== Brief ==
Locate each line of the material that contains "with", then return it.

== Records to use ==
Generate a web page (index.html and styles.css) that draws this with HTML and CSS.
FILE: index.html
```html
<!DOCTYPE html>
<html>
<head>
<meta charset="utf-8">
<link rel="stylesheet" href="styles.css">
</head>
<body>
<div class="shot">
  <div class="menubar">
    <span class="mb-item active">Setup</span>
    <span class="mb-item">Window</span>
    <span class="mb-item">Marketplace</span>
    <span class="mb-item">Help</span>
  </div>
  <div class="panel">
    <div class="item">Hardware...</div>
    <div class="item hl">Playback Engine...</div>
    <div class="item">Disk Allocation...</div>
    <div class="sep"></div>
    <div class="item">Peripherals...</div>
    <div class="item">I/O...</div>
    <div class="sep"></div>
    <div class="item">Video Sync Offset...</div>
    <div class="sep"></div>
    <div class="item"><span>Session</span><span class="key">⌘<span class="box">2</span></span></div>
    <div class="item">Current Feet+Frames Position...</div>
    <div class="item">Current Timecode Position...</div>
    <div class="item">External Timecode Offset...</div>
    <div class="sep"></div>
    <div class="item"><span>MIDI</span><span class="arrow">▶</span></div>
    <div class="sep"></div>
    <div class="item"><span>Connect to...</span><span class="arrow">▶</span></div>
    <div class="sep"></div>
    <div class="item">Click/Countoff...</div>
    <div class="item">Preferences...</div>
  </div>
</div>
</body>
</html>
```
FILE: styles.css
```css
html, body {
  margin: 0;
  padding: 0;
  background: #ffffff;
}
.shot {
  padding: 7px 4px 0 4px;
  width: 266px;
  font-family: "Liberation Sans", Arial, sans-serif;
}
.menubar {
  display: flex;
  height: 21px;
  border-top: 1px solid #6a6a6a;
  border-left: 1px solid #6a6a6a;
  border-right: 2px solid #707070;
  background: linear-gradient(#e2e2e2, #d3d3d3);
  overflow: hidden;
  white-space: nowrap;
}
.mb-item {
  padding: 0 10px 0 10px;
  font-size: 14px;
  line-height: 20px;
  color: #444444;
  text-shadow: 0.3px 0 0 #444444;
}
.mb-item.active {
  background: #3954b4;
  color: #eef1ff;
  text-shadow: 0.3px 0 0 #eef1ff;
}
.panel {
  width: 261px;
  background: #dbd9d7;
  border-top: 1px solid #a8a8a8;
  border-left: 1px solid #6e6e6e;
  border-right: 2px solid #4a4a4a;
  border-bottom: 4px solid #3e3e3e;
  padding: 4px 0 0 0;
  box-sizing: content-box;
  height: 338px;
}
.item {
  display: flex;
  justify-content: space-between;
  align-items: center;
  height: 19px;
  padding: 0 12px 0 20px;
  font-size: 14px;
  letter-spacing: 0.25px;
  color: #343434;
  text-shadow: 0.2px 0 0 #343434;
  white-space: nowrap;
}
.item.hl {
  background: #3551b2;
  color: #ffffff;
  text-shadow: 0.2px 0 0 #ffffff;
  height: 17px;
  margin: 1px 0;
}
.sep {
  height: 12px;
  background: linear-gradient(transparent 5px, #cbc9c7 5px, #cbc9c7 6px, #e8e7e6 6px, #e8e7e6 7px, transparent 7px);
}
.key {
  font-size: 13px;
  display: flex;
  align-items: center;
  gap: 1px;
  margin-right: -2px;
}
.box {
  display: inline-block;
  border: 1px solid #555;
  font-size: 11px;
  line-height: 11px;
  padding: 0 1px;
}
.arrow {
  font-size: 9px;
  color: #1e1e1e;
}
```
...
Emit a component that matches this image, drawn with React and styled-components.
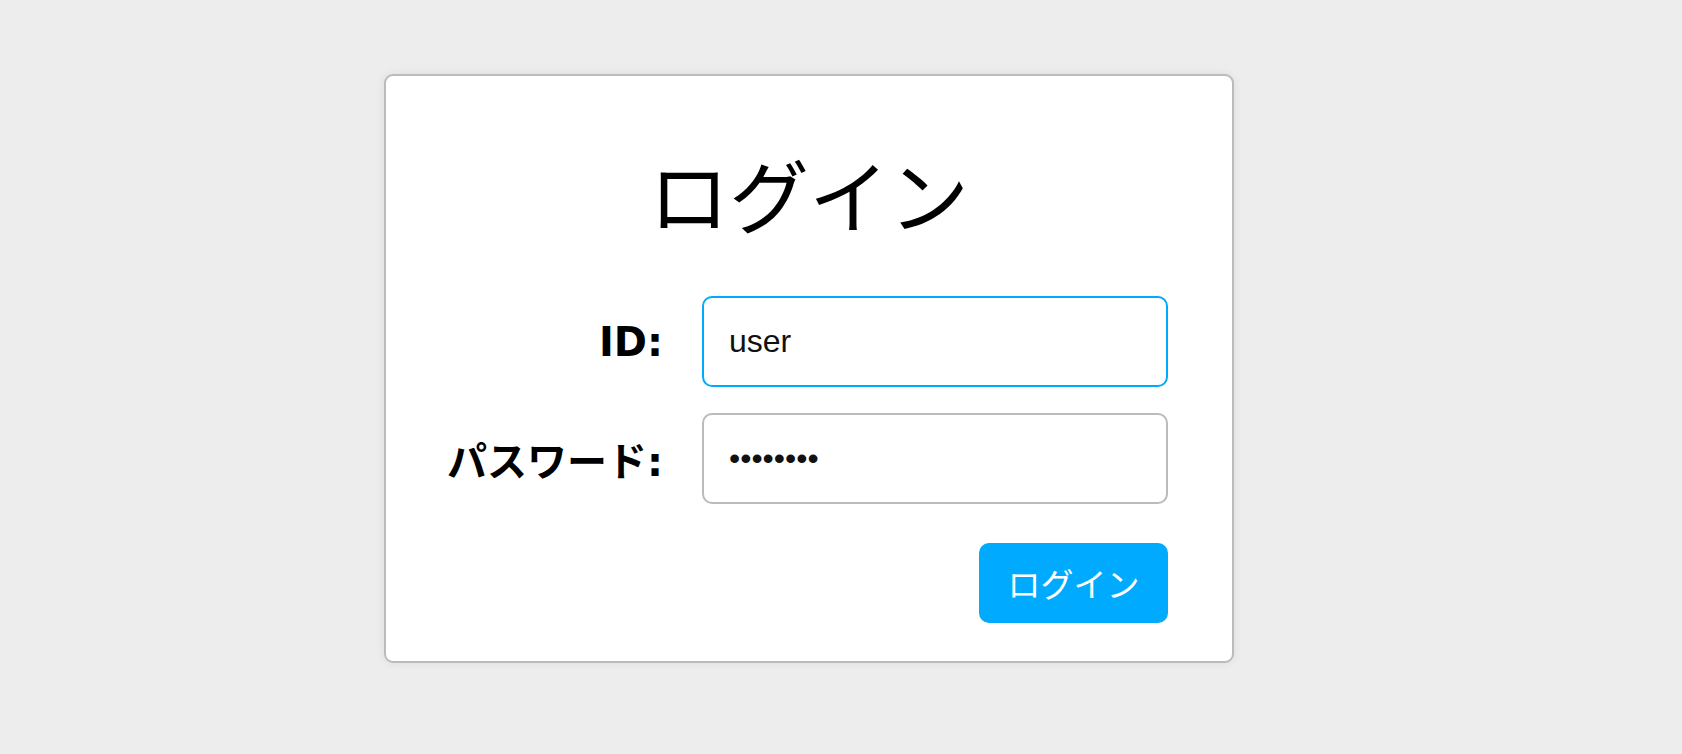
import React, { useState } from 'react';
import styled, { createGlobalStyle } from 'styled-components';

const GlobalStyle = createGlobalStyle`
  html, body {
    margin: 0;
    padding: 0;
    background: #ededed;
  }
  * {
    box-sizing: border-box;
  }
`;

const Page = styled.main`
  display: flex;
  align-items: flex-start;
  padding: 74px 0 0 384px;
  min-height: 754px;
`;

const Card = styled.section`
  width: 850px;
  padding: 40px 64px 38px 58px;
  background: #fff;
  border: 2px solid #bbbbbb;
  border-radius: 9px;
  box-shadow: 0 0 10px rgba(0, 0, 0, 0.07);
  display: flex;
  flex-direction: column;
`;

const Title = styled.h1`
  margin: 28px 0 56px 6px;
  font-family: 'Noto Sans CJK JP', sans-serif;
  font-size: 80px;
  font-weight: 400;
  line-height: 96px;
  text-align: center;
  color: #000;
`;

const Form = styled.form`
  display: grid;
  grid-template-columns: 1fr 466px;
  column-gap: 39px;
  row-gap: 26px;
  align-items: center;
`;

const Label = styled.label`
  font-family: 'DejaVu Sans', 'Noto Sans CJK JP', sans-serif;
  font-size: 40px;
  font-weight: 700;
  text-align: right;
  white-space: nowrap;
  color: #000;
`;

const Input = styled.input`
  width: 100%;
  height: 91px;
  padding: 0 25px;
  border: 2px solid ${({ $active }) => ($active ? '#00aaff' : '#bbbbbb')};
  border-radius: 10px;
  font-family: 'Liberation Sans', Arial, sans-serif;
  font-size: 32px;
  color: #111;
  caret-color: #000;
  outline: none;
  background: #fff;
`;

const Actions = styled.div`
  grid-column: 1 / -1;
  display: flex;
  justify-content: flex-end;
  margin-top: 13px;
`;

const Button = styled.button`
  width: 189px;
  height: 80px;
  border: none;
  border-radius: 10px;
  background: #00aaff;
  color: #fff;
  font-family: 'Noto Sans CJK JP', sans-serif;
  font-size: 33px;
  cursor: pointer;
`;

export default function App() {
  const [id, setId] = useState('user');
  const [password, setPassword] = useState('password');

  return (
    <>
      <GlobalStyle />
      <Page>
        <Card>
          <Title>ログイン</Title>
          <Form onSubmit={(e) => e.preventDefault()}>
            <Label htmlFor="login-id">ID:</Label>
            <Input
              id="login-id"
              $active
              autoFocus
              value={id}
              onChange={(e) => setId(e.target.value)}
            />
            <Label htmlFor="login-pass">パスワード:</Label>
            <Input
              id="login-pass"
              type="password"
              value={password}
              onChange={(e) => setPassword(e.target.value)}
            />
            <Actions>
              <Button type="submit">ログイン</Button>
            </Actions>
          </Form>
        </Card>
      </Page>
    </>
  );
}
---
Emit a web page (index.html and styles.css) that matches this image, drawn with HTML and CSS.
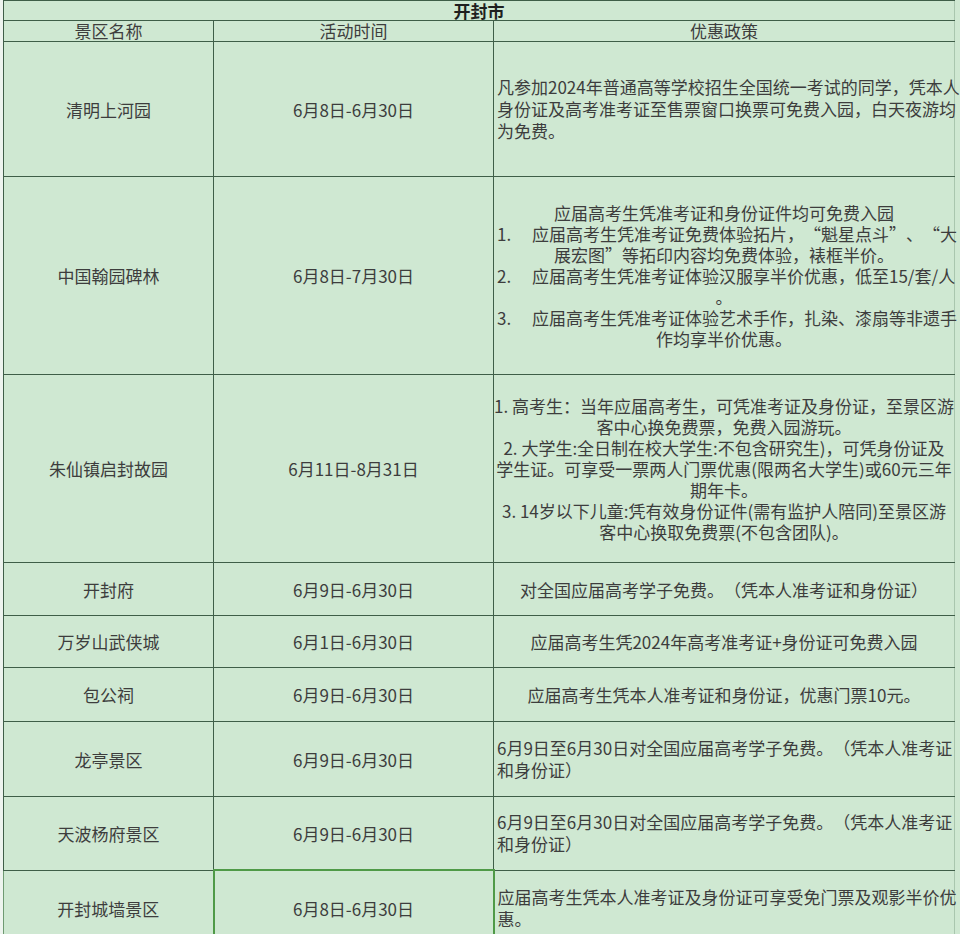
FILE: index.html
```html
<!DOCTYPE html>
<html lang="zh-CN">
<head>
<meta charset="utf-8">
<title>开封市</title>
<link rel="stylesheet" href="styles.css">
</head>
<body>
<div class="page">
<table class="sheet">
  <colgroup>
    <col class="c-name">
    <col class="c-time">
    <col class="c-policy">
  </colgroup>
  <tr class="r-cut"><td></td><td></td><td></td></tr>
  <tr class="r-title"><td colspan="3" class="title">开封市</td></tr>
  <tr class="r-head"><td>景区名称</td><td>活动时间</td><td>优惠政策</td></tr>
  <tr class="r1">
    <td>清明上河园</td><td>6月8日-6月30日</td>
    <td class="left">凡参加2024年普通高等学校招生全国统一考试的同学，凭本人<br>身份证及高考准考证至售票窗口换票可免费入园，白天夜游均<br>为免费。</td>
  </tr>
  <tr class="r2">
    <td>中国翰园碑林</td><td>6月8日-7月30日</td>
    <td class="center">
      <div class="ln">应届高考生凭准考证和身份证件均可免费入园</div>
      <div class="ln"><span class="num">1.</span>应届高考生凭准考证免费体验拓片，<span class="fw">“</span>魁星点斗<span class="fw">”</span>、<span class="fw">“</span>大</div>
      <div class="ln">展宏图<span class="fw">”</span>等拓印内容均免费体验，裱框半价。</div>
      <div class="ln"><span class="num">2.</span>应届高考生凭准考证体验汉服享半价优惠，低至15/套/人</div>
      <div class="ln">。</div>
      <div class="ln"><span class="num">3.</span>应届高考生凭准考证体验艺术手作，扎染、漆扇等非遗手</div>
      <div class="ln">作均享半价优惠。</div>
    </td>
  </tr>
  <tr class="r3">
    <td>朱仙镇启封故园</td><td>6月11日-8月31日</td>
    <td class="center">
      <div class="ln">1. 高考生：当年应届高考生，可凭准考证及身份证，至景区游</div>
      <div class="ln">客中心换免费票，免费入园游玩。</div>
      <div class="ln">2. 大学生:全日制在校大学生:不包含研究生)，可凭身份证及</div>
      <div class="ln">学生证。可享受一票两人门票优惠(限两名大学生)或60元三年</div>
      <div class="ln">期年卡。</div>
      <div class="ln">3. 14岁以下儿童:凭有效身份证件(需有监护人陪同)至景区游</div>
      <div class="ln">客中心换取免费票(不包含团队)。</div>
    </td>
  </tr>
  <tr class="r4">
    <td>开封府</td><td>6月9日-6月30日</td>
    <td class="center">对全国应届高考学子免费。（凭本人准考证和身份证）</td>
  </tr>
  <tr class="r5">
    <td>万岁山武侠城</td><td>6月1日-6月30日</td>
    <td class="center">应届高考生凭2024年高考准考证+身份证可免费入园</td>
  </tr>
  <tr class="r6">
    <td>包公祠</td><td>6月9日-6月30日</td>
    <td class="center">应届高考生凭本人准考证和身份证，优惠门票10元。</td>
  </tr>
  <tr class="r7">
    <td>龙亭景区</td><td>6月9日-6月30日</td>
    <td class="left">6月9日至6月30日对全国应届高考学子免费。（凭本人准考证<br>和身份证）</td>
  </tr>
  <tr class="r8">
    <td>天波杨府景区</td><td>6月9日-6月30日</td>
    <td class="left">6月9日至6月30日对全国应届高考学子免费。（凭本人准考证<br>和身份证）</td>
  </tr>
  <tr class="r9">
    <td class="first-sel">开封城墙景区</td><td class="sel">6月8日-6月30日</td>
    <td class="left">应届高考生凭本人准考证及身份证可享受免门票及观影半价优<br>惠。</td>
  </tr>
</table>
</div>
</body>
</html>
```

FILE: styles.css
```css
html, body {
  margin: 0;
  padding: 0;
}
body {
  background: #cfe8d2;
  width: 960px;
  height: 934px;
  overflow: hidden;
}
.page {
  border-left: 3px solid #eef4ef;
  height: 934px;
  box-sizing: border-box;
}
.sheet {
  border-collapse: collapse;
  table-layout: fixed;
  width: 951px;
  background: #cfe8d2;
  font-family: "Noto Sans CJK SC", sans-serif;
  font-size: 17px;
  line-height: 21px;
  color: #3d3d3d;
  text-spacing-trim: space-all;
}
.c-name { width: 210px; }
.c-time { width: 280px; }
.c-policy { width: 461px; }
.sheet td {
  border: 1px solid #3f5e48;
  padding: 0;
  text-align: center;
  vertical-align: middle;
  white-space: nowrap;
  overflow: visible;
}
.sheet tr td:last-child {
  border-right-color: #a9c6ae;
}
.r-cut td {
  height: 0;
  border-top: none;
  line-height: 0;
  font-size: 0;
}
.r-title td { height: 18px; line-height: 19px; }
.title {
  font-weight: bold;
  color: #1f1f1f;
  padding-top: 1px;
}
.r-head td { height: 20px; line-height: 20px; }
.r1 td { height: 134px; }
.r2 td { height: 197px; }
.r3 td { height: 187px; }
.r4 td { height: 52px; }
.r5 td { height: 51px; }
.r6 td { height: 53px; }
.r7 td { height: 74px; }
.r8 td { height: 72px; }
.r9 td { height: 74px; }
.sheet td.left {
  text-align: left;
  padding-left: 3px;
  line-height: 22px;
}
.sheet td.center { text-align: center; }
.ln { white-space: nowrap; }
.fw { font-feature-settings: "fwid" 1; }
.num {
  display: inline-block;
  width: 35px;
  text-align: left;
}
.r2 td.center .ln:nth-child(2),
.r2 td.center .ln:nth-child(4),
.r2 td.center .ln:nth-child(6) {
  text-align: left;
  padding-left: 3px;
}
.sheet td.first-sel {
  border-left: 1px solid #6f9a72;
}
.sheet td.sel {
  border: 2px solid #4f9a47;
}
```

== Solved exercise ==
Generate a web page (index.html and styles.css) that draws this with HTML and CSS.
Emit a component that matches this image, drawn with React and styled-components.
Emit a web page (index.html and styles.css) that matches this image, drawn with HTML and CSS.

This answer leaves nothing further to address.